• Exercise objective:
Copy, in full, each line of the material that holds the word "React".

── Supplied information

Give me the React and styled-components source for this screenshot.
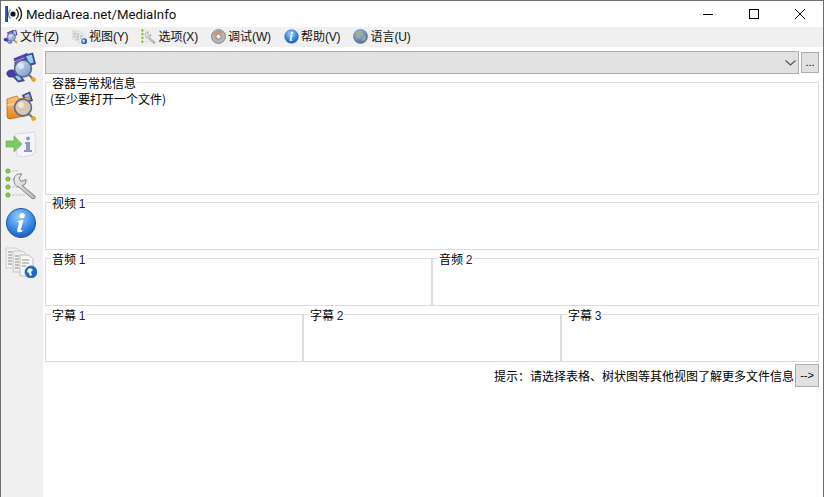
import React from "react";
import styled, { createGlobalStyle } from "styled-components";

const GlobalStyle = createGlobalStyle`
  html, body {
    margin: 0;
    padding: 0;
    background: #fff;
  }
  body {
    font-family: "Noto Sans CJK SC", "Liberation Sans", sans-serif;
    font-size: 12px;
    color: #000;
    overflow: hidden;
  }
`;

const LATIN = `"Liberation Sans", "Noto Sans CJK SC", sans-serif`;

// ---- icons ----
const Defs = () => (
  <svg width="0" height="0" style={{ position: "absolute" }}>
    <defs>
      <radialGradient id="ball" cx="45%" cy="30%" r="75%">
        <stop offset="0" stopColor="#9fd0fb" />
        <stop offset="0.55" stopColor="#3d8ee8" />
        <stop offset="1" stopColor="#1553b0" />
      </radialGradient>
      <radialGradient id="globe" cx="40%" cy="30%" r="75%">
        <stop offset="0" stopColor="#a9c4da" />
        <stop offset="1" stopColor="#3f6d96" />
      </radialGradient>
      <linearGradient id="folder" x1="0" y1="0" x2="0" y2="1">
        <stop offset="0" stopColor="#fbc67c" />
        <stop offset="1" stopColor="#e5831f" />
      </linearGradient>
      <linearGradient id="lens" x1="0" y1="0" x2="1" y2="1">
        <stop offset="0" stopColor="#dbe8f5" />
        <stop offset="1" stopColor="#6f93c7" />
      </linearGradient>
      <linearGradient id="wrench" x1="0" y1="0" x2="1" y2="1">
        <stop offset="0" stopColor="#f2f2f2" />
        <stop offset="1" stopColor="#b4b4b4" />
      </linearGradient>
    </defs>
  </svg>
);

const Lens = ({ tint = "url(#lens)" }) => (
  <g>
    <path d="M23 23 L28.5 28.5" stroke="#8a7a55" strokeWidth="2.4" strokeLinecap="round" />
    <circle cx="28.6" cy="28.6" r="2.4" fill="#eda12a" />
    <circle cx="18" cy="17.5" r="8.4" fill={tint} stroke="#5a6a8e" strokeWidth="1.6" />
    <circle cx="16" cy="15" r="3" fill="#fff" opacity="0.55" />
  </g>
);

const Film = () => (
  <g>
    <path d="M19 4 L28 1.5 L31 13 L25 15 Z" fill="#3f4a86" />
    <path d="M21 5.2 L26.8 3.6 L28.6 11.5 L24.6 12.8 Z" fill="#93d0f0" />
    <path d="M7 25 L14 22 L20 30 L13 31.5 Z" fill="#3f4a86" />
    <path d="M10 25.6 L13.6 24 L16.6 28.8 L13.4 29.6 Z" fill="#93d0f0" />
  </g>
);

const NoteIcon = ({ size = 32 }) => (
  <svg width={size} height={size} viewBox="0 0 32 32">
    <path d="M9 9 L21 4 V8 L11 12 V22" fill="none" stroke="#5541b8" strokeWidth="3" />
    <ellipse cx="6.6" cy="22.6" rx="5.2" ry="4" fill="#4b38ad" />
    <Film />
    <Lens />
  </svg>
);

const FolderIcon = ({ size = 32 }) => (
  <svg width={size} height={size} viewBox="0 0 32 32">
    <path d="M17 5 L25 1.5 L28 11 L20 13 Z" fill="#3f4a86" />
    <path d="M19.4 5.6 L24 3.8 L25.8 9.6 L21 10.8 Z" fill="#93d0f0" />
    <path d="M2 9 L12 6 L14 9 L24 7 V25 L5 29 Q2 29 2 26 Z" fill="url(#folder)" stroke="#b9691a" strokeWidth="0.8" />
    <path d="M2.5 14 L24 10.5 V12.5 L2.5 16 Z" fill="#fde2b4" opacity="0.7" />
    <Lens tint="#d9c6b4" />
  </svg>
);

const SheetArrowIcon = ({ size = 32 }) => (
  <svg width={size} height={size} viewBox="0 0 32 32">
    <path d="M10 5 L30 3 Q32 15 30 24 Q24 29 12 27 Z" fill="#f4f5fb" stroke="#cfd2de" strokeWidth="0.8" />
    <circle cx="23" cy="9.5" r="1.9" fill="#8d97d0" />
    <path d="M20 13 H25 V21 H27 V23 H19 V21 H21 V15 H20 Z" fill="#8d97d0" />
    <path d="M1 12 H9 V7 L17 15 L9 23 V18 H1 Z" fill="#7bcb5f" stroke="#5fae48" strokeWidth="0.6" />
  </svg>
);

const WrenchIcon = ({ size = 32 }) => (
  <svg width={size} height={size} viewBox="0 0 32 32">
    {[3, 11, 19, 27].map((y) => (
      <g key={y}>
        <circle cx="3" cy={y} r="2.1" fill="#8ccc3a" stroke="#5e9a1e" strokeWidth="0.8" />
        <path d={`M7 ${y} H${y > 16 ? 20 : 13}`} stroke="#cfcfcf" strokeWidth="1.4" strokeDasharray="2.5 1" />
      </g>
    ))}
    <path
      d="M9 11 Q10 5 17 6 L14 10 L16 13.5 L21 11.5 Q21.5 17 17 17.5 L30 28 Q31 31.5 27 30.5 L14.5 19.5 Q8.5 18 9 11 Z"
      fill="url(#wrench)"
      stroke="#808080"
      strokeWidth="1"
    />
  </svg>
);

const InfoBallIcon = ({ size = 32 }) => (
  <svg width={size} height={size} viewBox="0 0 32 32">
    <circle cx="16" cy="16" r="14.6" fill="url(#ball)" stroke="#1a58ad" strokeWidth="1" />
    <circle cx="17.2" cy="8.6" r="2.6" fill="#fff" />
    <path d="M12.5 14.5 Q15 12.5 18.4 13 L15.8 22.5 Q15.6 24 18.6 22.8 Q16.5 26 13 25.2 Q11.6 24.6 12.4 22 L14 16 Q13.5 15 12.5 15.5 Z" fill="#fff" />
  </svg>
);

const PagesIcon = ({ size = 32 }) => (
  <svg width={size} height={size} viewBox="0 0 32 32">
    <path d="M1 2 H12 L15 5 V22 H1 Z" fill="#f2f2f2" stroke="#c4c4c4" strokeWidth="0.8" />
    <path d="M8 5 H18 L21 8 V26 H8 Z" fill="#efefef" stroke="#bcbcbc" strokeWidth="0.8" />
    <path d="M15 9 H24 L28 13 V30 H15 Z" fill="#f6f6f6" stroke="#b4b4b4" strokeWidth="0.8" />
    <path d="M3 6 H7 M3 9 H7 M3 12 H7 M3 15 H7 M3 18 H7 M10 10 H14 M10 13 H14 M10 16 H14 M10 19 H14 M10 22 H14 M17 14 H24 M17 17 H24 M17 20 H21" stroke="#8f8f8f" strokeWidth="1.2" />
    <circle cx="26" cy="26" r="6" fill="#1f6ec4" stroke="#144f96" strokeWidth="0.7" />
    <path d="M23 23 Q26 21 28 24 L26 26 L27 29 L25 30 L24 27 L22 26 Z" fill="#f2f6fb" />
  </svg>
);

const DiscIcon = ({ size = 15 }) => (
  <svg width={size} height={size} viewBox="0 0 15 15">
    <circle cx="7.5" cy="7.5" r="7" fill="#b4b4b4" stroke="#7b7b7b" strokeWidth="0.8" />
    <path d="M3 6 A5 5 0 0 1 11 4" fill="none" stroke="#e0835a" strokeWidth="1.4" />
    <circle cx="7.5" cy="7.5" r="2.6" fill="#eeeeee" stroke="#6d6d6d" strokeWidth="0.8" />
  </svg>
);

const GlobeIcon = ({ size = 15 }) => (
  <svg width={size} height={size} viewBox="0 0 15 15">
    <circle cx="7.5" cy="7.5" r="7" fill="url(#globe)" stroke="#5b7690" strokeWidth="0.6" />
    <path d="M3 4 Q6 1.5 9 3 L8 6 L5.5 7 L5.5 10 L3.5 8 Z" fill="#9eb287" />
    <path d="M9.5 7.5 L13 7 L12 11 L9.5 12.5 Z" fill="#a8ab7f" />
  </svg>
);

const menuItems = [
  { icon: NoteIcon, label: "文件", key: "(Z)" },
  { icon: PagesIcon, label: "视图", key: "(Y)" },
  { icon: WrenchIcon, label: "选项", key: "(X)" },
  { icon: DiscIcon, label: "调试", key: "(W)" },
  { icon: InfoBallIcon, label: "帮助", key: "(V)" },
  { icon: GlobeIcon, label: "语言", key: "(U)" },
];

const sideIcons = [NoteIcon, FolderIcon, SheetArrowIcon, WrenchIcon, InfoBallIcon, PagesIcon];

const App = () => (
  <Window>
    <GlobalStyle />
    <Defs />
    <TitleBar>
      <Logo width="20" height="18" viewBox="0 0 20 18">
        <rect x="0" y="1" width="1" height="16" fill="#1f8a3c" />
        <rect x="1" y="1" width="1" height="16" fill="#2a5bb8" />
        <rect x="2" y="1" width="1" height="16" fill="#0d5c34" />
        <circle cx="8" cy="9" r="2.6" fill="#111" />
        <path d="M5.5 4.5 A6 6 0 0 0 5.5 13.5" fill="none" stroke="#777" strokeWidth="1.1" />
        <path d="M11 4 A6.4 6.4 0 0 1 11 14" fill="none" stroke="#222" strokeWidth="1.3" />
        <path d="M13.5 2 A9.6 9.6 0 0 1 13.5 16" fill="none" stroke="#222" strokeWidth="1.3" />
      </Logo>
      <Title>MediaArea.net/MediaInfo</Title>
      <Controls>
        <Control>
          <svg width="10" height="10" viewBox="0 0 10 10">
            <path d="M0 5.5 H10" stroke="#000" strokeWidth="1" />
          </svg>
        </Control>
        <Control>
          <svg width="10" height="10" viewBox="0 0 10 10">
            <rect x="0.5" y="0.5" width="9" height="9" fill="none" stroke="#000" strokeWidth="1" />
          </svg>
        </Control>
        <Control>
          <svg width="10" height="10" viewBox="0 0 10 10">
            <path d="M0 0 L10 10 M10 0 L0 10" stroke="#000" strokeWidth="1" />
          </svg>
        </Control>
      </Controls>
    </TitleBar>

    <MenuBar>
      {menuItems.map(({ icon: Icon, label, key }) => (
        <MenuItem key={label}>
          <Icon size={15} />
          <span>
            {label}
            <Latin>{key}</Latin>
          </span>
        </MenuItem>
      ))}
    </MenuBar>

    <Body>
      <Sidebar>
        {sideIcons.map((Icon, i) => (
          <SideButton key={i}>
            <Icon />
          </SideButton>
        ))}
      </Sidebar>

      <Main>
        <FileRow>
          <Combo>
            <svg width="11" height="6" viewBox="0 0 11 6">
              <path d="M0.5 0.5 L5.5 5 L10.5 0.5" fill="none" stroke="#555" strokeWidth="1.2" />
            </svg>
          </Combo>
          <DotsButton>...</DotsButton>
        </FileRow>

        <Panels>
          <Group $height={113}>
            <Legend>容器与常规信息</Legend>
            <Message>(至少要打开一个文件)</Message>
          </Group>
          <Group $height={48}>
            <Legend>视频 <Num>1</Num></Legend>
          </Group>
          <GroupRow>
            <Group $height={48}>
              <Legend>音频 <Num>1</Num></Legend>
            </Group>
            <Group $height={48}>
              <Legend>音频 <Num>2</Num></Legend>
            </Group>
          </GroupRow>
          <GroupRow>
            <Group $height={48}>
              <Legend>字幕 <Num>1</Num></Legend>
            </Group>
            <Group $height={48}>
              <Legend>字幕 <Num>2</Num></Legend>
            </Group>
            <Group $height={48}>
              <Legend>字幕 <Num>3</Num></Legend>
            </Group>
          </GroupRow>
        </Panels>

        <HintRow>
          <span>提示：请选择表格、树状图等其他视图了解更多文件信息</span>
          <NextButton>--&gt;</NextButton>
        </HintRow>
      </Main>
    </Body>
  </Window>
);

export default App;

// ----------------------------
// Styled Components
// ----------------------------
const Window = styled.div`
  width: 824px;
  height: 497px;
  box-sizing: border-box;
  border: 1px solid #6e6e6e;
  border-bottom: none;
  display: flex;
  flex-direction: column;
  background: #fff;
  overflow: hidden;
`;

const TitleBar = styled.div`
  height: 26px;
  display: flex;
  align-items: center;
  padding-left: 4px;
  flex: none;
`;

const Logo = styled.svg`
  flex: none;
`;

const Title = styled.div`
  margin-left: 1px;
  font-family: Roboto, "Liberation Sans", sans-serif;
  font-size: 13.2px;
  color: #111;
  white-space: nowrap;
`;

const Controls = styled.div`
  margin-left: auto;
  display: flex;
  height: 100%;
`;

const Control = styled.div`
  width: 46px;
  display: flex;
  align-items: center;
  justify-content: center;
`;

const MenuBar = styled.div`
  height: 20px;
  box-sizing: border-box;
  flex: none;
  display: flex;
  align-items: center;
  gap: 13px;
  padding: 0 0 2px 2px;
  background: #f0f0f0;
`;

const MenuItem = styled.div`
  display: flex;
  align-items: center;
  gap: 2px;
  white-space: nowrap;
  color: #111;
  line-height: 16px;
`;

const Latin = styled.span`
  font-family: ${LATIN};
  letter-spacing: -0.15px;
`;

const Body = styled.div`
  flex: 1;
  display: flex;
  min-height: 0;
`;

const Sidebar = styled.div`
  width: 42px;
  flex: none;
  background: #f0f0f0;
  display: flex;
  flex-direction: column;
  align-items: center;
  gap: 7px;
  padding: 4px 2px 0 0;
  box-sizing: border-box;
`;

const SideButton = styled.div`
  width: 32px;
  height: 32px;
  filter: blur(0.3px);
`;

const Main = styled.div`
  flex: 1;
  min-width: 0;
  padding: 4px 4px 0 2px;
  display: flex;
  flex-direction: column;
`;

const FileRow = styled.div`
  display: flex;
  align-items: center;
  gap: 2px;
  height: 23px;
`;

const Combo = styled.div`
  flex: 1;
  height: 23px;
  box-sizing: border-box;
  background: #e1e1e1;
  border: 1px solid #adadad;
  display: flex;
  align-items: center;
  justify-content: flex-end;
  padding-right: 2px;
`;

const DotsButton = styled.div`
  width: 18px;
  height: 21px;
  box-sizing: border-box;
  background: #e1e1e1;
  border: 1px solid #adadad;
  font-family: ${LATIN};
  font-size: 11px;
  line-height: 18px;
  text-align: center;
`;

const Panels = styled.div`
  margin-top: 8px;
  display: flex;
  flex-direction: column;
  gap: 7px;
`;

const GroupRow = styled.div`
  display: flex;
  margin-top: 1px;

  & > * {
    flex: 1 1 0;
    min-width: 0;
  }
`;

const Group = styled.div`
  position: relative;
  height: ${(p) => p.$height}px;
  box-sizing: border-box;
  border: 1px solid #dcdcdc;
`;

const Legend = styled.div`
  position: absolute;
  top: -8px;
  left: 5px;
  padding: 0 1px;
  background: #fff;
  line-height: 16px;
  white-space: nowrap;
`;

const Num = styled.span`
  font-family: ${LATIN};
  color: #1c1464;
`;

const Message = styled.div`
  padding: 8px 0 0 4px;
  line-height: 16px;
`;

const HintRow = styled.div`
  margin-top: 2px;
  display: flex;
  align-items: center;
  justify-content: flex-end;
  gap: 1px;
`;

const NextButton = styled.div`
  width: 24px;
  height: 23px;
  box-sizing: border-box;
  background: #e1e1e1;
  border: 1px solid #adadad;
  font-family: ${LATIN};
  font-size: 11px;
  line-height: 20px;
  text-align: center;
`;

────

• Solution to the problem:
Give me the React and styled-components source for this screenshot.
import React from "react";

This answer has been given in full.